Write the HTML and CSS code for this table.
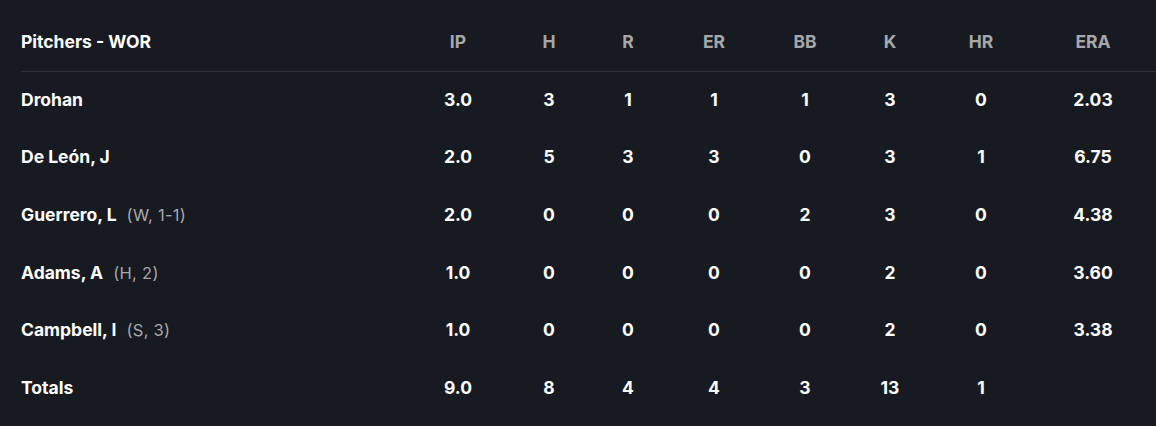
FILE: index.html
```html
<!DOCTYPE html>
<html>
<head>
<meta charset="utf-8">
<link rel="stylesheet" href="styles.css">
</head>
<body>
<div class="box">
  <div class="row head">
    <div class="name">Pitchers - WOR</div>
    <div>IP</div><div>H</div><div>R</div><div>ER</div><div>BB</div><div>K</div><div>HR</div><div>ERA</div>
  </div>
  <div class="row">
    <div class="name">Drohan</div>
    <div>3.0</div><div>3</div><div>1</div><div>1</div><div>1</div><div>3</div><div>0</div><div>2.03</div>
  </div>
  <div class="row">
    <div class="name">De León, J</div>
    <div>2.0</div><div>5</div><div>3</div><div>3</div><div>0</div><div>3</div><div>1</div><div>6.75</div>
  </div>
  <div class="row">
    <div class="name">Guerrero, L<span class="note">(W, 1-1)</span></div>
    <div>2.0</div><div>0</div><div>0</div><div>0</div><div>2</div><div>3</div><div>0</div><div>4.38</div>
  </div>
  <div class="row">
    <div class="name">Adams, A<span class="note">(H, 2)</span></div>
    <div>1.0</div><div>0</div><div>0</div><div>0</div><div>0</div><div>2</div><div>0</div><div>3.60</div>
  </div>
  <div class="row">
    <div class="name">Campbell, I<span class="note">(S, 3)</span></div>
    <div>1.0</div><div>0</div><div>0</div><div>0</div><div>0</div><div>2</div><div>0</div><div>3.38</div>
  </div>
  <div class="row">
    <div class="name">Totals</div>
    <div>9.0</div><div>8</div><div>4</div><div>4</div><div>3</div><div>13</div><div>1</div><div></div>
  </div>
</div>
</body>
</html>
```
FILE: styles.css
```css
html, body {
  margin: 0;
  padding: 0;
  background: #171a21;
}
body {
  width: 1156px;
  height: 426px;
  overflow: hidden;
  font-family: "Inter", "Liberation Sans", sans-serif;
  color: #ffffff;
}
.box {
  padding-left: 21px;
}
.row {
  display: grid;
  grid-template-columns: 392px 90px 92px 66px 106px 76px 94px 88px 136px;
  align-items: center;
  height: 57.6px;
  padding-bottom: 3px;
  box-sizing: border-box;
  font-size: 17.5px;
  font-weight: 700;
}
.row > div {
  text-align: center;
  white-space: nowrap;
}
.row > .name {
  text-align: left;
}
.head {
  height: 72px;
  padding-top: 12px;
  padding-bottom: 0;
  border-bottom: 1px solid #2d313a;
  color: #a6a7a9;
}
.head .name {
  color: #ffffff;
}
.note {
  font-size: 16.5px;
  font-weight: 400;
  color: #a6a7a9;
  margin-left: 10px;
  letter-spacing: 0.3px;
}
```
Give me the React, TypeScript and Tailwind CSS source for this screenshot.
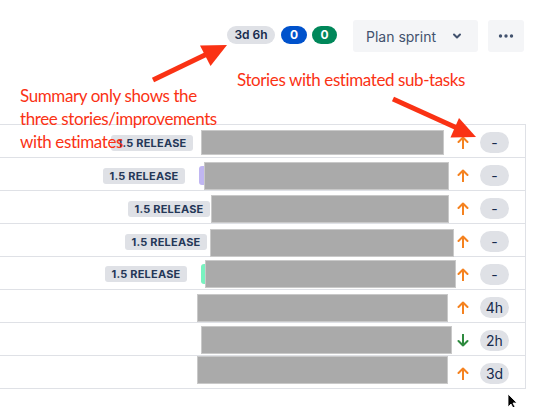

---

**Problem statement**. Indicate how many lines of the material contain the string "this", giving the number and nothing more.

**Result of the exercise**. 2